Este testamento (cuja transcrição é da responsabilidade do autor deste blog) tem muitos pontos interessantes e curiosos que interessa rever:

1. A “modernidade” do nome “Micaela”, da testadora;
2. O apelido do seu marido “Lopes”, apelido este há muito desaparecido da Ataíja de Cima;
3. Em 1822, Aljubarrota ainda era concelho e, por isso, tinha vários funcionários, entre eles o redactor do testamento, o Tabelião (oficial público que faz e conserva as notas ou traslados de escrituras e outros documentos autênticos. Notário) do público, judicial e notas, José Gomes Coelho;
4. Os legados são feitos pela testadora a “Ricardo(ou Bernardo?) dos Santos Exposto do Hospital Real da Cidade de Lisboa que criou em sua Caza”, o que prova que, pelo menos desde o final do Séc.XVIII, se criavam enjeitados na Ataíja de Cima.
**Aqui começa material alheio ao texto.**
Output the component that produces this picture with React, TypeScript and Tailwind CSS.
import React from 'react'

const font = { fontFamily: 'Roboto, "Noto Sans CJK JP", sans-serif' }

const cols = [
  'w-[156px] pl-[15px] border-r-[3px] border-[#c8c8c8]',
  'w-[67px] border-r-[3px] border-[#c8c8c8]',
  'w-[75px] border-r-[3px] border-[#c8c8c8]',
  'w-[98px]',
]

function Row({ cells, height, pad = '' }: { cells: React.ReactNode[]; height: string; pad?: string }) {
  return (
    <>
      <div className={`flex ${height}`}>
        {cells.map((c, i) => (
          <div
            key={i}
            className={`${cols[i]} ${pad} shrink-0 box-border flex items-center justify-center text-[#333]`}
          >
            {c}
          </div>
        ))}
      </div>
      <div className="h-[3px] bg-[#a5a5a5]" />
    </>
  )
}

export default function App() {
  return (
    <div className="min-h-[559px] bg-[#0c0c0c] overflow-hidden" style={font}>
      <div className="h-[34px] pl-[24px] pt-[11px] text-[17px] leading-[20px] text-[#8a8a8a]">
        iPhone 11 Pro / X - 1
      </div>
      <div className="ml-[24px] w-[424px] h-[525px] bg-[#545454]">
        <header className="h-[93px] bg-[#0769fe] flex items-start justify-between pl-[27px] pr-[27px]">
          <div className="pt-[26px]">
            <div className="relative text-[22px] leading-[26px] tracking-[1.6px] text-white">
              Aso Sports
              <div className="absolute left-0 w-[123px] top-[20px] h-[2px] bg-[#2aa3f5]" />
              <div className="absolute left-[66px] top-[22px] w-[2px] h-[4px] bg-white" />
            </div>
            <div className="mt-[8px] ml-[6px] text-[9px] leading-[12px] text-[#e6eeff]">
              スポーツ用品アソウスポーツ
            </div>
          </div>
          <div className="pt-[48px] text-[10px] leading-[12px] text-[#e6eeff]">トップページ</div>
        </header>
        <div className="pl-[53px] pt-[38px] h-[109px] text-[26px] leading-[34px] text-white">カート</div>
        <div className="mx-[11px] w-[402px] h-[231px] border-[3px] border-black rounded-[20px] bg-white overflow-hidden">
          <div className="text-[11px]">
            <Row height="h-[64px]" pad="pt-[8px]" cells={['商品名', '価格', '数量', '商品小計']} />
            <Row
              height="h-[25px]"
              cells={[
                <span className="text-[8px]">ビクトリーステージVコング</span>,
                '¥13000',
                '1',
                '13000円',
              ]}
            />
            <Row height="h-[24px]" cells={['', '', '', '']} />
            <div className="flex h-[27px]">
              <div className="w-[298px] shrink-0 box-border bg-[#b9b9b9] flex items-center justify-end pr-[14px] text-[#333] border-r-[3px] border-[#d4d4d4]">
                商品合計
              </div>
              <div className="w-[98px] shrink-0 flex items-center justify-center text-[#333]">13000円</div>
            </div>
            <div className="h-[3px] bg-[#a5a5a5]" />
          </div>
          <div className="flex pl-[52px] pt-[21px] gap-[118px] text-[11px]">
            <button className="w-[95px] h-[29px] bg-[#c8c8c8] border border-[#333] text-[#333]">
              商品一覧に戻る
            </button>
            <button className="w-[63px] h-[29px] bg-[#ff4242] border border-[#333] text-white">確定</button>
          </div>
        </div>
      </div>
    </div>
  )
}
Do mesmo modo, também o herdeiro designado Paulo dos Santos é, certamente e embora o testamento o não diga, enjeitado;
5. Em Aljubarrota já havia em 1822 um “professor de primeiras letras”, José Francisco Pereira;
6. A testadora e duas das testemunhas, José Inácio, de Aljubarrota e Joaquim José Maricano, da Cumeira, eram analfabetos;
7. O apelido Maricano de uma das testemunhas é, talvez, uma alcunha (por Americano?)
8. O alferes António Gomes, ou António Gomes Coelho tem os mesmos apelidos do Tabelião. Eram, provavelmente, familiares;
9. O facto de a testadora, o legatário e o herdeiro terem o apelido Santos não indicia qualquer relação familiar entre eles. O apelido Santos refere-se a Todos-os-Santos e era, comummente, atribuído a crianças enjeitadas que, por não se saber de quem eram, eram de Todos-os-Santos.